**EXERCISE REQUIREMENTS**
Find every line in the records below that holds the word "Give", and copy it out.

Web page code records
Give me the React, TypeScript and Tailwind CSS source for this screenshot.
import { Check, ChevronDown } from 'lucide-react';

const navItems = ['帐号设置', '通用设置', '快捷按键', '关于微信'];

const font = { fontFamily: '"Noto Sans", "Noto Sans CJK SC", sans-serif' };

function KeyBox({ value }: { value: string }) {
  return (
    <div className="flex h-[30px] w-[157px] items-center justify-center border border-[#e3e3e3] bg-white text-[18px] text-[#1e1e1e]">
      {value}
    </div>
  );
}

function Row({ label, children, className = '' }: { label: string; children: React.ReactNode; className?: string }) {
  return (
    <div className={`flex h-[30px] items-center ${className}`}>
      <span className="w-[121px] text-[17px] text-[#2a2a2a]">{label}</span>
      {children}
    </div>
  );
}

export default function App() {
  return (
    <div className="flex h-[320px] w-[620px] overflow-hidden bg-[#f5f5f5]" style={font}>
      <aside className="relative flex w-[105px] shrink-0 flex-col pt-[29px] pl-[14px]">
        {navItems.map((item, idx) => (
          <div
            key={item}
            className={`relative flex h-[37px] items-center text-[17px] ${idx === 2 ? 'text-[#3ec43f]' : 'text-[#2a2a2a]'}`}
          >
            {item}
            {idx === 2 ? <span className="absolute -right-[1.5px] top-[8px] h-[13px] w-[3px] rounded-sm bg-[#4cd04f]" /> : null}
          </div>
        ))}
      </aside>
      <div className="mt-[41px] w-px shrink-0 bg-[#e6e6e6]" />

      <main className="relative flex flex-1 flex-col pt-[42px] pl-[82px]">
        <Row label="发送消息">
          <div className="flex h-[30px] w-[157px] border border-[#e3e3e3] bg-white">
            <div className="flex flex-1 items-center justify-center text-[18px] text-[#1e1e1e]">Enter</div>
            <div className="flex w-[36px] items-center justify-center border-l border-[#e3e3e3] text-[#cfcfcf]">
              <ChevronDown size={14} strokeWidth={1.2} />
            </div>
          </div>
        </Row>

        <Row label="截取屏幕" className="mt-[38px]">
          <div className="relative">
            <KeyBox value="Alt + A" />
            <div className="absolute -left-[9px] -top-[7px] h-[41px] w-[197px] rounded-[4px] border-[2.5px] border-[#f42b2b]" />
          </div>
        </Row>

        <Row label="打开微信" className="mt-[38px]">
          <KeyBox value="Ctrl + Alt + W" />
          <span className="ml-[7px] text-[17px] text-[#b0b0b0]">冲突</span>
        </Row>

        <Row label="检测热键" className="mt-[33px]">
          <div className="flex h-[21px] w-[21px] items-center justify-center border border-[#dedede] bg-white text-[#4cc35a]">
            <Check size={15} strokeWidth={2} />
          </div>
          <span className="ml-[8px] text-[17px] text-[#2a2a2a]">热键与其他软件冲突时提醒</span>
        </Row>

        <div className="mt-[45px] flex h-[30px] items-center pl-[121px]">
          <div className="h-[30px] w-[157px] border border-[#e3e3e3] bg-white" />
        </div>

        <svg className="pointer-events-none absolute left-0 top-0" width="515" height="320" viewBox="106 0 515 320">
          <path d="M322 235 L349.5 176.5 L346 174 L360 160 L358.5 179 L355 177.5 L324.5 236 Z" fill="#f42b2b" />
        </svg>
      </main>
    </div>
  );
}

...

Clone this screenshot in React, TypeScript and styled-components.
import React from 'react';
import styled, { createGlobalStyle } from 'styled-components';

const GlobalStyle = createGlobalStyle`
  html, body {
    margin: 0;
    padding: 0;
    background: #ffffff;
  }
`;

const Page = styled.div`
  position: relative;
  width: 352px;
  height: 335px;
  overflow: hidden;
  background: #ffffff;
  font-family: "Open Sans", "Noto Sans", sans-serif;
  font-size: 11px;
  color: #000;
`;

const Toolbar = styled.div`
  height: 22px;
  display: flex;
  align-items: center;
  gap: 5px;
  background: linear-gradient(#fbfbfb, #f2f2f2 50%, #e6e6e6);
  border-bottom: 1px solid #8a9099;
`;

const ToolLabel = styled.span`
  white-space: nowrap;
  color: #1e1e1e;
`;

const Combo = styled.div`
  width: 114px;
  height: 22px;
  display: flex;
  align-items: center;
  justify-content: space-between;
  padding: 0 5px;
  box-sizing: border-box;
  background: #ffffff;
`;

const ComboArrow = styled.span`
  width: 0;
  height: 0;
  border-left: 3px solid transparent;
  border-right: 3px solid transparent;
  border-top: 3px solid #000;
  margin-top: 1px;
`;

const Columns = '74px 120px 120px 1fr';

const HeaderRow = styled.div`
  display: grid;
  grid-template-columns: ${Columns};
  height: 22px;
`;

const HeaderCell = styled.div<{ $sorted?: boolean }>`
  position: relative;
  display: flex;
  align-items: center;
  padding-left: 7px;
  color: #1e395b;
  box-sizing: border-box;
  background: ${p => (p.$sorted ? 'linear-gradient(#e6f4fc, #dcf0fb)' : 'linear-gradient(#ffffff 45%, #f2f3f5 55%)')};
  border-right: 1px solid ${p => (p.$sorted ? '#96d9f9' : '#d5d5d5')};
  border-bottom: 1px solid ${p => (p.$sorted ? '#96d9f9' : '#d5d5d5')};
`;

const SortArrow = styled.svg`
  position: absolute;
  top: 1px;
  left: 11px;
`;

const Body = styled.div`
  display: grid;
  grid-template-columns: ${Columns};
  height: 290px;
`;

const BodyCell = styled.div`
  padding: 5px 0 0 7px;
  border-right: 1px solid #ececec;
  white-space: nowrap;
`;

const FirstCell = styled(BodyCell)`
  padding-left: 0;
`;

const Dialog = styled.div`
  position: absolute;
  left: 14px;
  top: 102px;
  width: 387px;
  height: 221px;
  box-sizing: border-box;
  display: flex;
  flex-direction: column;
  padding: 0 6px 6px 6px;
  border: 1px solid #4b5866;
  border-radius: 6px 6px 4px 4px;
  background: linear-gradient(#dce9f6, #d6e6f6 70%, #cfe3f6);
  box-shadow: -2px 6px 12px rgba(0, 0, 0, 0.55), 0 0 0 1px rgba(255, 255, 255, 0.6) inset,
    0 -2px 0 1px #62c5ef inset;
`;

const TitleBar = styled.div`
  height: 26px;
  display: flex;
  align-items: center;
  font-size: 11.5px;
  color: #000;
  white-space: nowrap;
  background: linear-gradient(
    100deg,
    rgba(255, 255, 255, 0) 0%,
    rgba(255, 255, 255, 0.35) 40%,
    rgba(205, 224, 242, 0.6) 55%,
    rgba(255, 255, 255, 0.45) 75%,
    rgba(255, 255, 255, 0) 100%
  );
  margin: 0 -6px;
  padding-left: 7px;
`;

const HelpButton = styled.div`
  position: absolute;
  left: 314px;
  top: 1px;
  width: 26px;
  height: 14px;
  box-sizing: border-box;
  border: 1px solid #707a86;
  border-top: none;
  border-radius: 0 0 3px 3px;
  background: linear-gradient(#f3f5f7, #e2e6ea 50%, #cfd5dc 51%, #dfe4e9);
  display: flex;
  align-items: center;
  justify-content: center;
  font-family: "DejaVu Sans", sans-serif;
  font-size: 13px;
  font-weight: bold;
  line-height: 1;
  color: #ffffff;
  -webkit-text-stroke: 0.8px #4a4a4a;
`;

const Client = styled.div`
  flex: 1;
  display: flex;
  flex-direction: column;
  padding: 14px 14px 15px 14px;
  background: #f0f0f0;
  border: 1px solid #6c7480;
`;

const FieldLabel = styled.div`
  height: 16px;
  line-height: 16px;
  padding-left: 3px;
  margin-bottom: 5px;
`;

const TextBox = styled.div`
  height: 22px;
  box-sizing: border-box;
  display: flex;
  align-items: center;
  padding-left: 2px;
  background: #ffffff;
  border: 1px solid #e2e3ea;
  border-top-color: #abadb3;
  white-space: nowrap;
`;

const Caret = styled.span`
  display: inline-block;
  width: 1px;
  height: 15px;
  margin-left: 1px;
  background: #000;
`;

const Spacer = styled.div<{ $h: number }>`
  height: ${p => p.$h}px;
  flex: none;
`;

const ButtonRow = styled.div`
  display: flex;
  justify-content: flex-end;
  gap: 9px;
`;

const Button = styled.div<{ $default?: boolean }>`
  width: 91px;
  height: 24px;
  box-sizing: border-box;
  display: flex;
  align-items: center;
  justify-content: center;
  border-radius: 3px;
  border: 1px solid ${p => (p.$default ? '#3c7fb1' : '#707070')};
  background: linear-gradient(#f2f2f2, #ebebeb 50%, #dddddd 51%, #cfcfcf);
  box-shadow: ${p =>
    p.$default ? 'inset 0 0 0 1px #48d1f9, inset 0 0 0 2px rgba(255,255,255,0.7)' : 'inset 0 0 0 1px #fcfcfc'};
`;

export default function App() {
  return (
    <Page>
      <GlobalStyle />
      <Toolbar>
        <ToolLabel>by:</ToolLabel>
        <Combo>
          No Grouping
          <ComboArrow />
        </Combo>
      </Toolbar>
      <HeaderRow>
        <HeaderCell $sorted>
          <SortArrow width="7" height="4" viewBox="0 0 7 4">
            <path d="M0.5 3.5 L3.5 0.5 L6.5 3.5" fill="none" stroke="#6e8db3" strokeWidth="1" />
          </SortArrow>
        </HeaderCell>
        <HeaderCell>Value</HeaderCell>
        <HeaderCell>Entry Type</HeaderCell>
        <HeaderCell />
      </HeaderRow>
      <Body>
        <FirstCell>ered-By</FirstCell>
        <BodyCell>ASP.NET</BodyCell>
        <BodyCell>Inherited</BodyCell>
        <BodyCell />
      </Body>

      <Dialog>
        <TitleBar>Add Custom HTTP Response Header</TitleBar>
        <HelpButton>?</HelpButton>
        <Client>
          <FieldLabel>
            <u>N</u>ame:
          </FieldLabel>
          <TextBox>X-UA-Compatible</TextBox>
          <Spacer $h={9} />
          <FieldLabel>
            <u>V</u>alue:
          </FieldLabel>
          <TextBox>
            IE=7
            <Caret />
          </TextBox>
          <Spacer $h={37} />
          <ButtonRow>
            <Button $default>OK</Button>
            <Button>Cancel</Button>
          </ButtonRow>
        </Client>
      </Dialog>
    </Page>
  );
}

* * *

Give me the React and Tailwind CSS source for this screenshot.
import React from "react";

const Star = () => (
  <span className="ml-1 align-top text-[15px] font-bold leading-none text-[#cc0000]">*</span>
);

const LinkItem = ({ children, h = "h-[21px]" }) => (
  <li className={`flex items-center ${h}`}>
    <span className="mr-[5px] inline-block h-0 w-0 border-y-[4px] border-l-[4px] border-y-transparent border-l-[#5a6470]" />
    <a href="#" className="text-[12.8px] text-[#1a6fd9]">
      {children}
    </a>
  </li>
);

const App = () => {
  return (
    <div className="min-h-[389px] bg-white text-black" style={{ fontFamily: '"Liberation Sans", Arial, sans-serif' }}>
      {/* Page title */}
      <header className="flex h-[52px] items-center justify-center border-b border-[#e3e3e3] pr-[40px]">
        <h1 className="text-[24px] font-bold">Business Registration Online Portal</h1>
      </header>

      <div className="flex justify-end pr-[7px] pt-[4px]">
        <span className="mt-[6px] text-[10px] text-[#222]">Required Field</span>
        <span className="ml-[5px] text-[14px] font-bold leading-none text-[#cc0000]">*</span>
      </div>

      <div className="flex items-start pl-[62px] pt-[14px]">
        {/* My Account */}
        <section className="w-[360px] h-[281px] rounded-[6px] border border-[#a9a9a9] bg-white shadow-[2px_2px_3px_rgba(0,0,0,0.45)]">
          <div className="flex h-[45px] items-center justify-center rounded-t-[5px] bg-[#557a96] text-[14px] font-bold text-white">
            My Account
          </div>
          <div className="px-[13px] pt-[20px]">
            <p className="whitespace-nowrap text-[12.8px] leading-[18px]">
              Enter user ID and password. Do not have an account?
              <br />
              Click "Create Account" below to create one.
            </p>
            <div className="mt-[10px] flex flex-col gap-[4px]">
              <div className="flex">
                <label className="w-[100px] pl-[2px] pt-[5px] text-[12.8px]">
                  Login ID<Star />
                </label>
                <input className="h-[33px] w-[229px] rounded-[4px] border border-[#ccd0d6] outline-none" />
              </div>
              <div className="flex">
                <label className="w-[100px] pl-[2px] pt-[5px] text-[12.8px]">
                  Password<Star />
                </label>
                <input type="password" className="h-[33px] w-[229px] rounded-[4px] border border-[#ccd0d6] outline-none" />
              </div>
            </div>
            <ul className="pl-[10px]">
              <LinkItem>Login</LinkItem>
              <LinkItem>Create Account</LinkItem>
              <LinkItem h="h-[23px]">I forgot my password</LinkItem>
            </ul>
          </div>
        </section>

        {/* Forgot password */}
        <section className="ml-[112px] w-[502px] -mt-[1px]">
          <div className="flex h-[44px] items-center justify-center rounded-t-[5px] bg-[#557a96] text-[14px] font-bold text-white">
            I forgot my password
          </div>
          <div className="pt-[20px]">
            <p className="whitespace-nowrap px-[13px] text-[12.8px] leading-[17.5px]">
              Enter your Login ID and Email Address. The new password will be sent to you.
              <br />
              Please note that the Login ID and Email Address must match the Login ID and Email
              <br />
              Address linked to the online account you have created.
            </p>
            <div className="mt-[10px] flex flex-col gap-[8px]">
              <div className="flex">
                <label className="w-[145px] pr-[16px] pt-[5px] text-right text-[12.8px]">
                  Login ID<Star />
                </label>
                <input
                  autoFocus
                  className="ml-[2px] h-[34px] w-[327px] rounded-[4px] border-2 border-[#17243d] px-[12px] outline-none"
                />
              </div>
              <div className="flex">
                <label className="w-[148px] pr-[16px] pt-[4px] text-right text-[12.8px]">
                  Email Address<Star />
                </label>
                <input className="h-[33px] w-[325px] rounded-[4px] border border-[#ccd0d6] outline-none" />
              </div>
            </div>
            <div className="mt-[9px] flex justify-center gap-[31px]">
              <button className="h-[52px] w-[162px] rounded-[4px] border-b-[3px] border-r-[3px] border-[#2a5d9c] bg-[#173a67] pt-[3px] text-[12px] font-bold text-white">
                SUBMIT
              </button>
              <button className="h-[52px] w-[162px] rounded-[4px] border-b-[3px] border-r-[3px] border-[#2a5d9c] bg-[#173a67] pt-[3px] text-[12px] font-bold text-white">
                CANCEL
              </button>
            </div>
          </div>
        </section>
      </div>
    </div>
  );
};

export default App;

**WORKED ANSWER**
Give me the React, TypeScript and Tailwind CSS source for this screenshot.
Give me the React and Tailwind CSS source for this screenshot.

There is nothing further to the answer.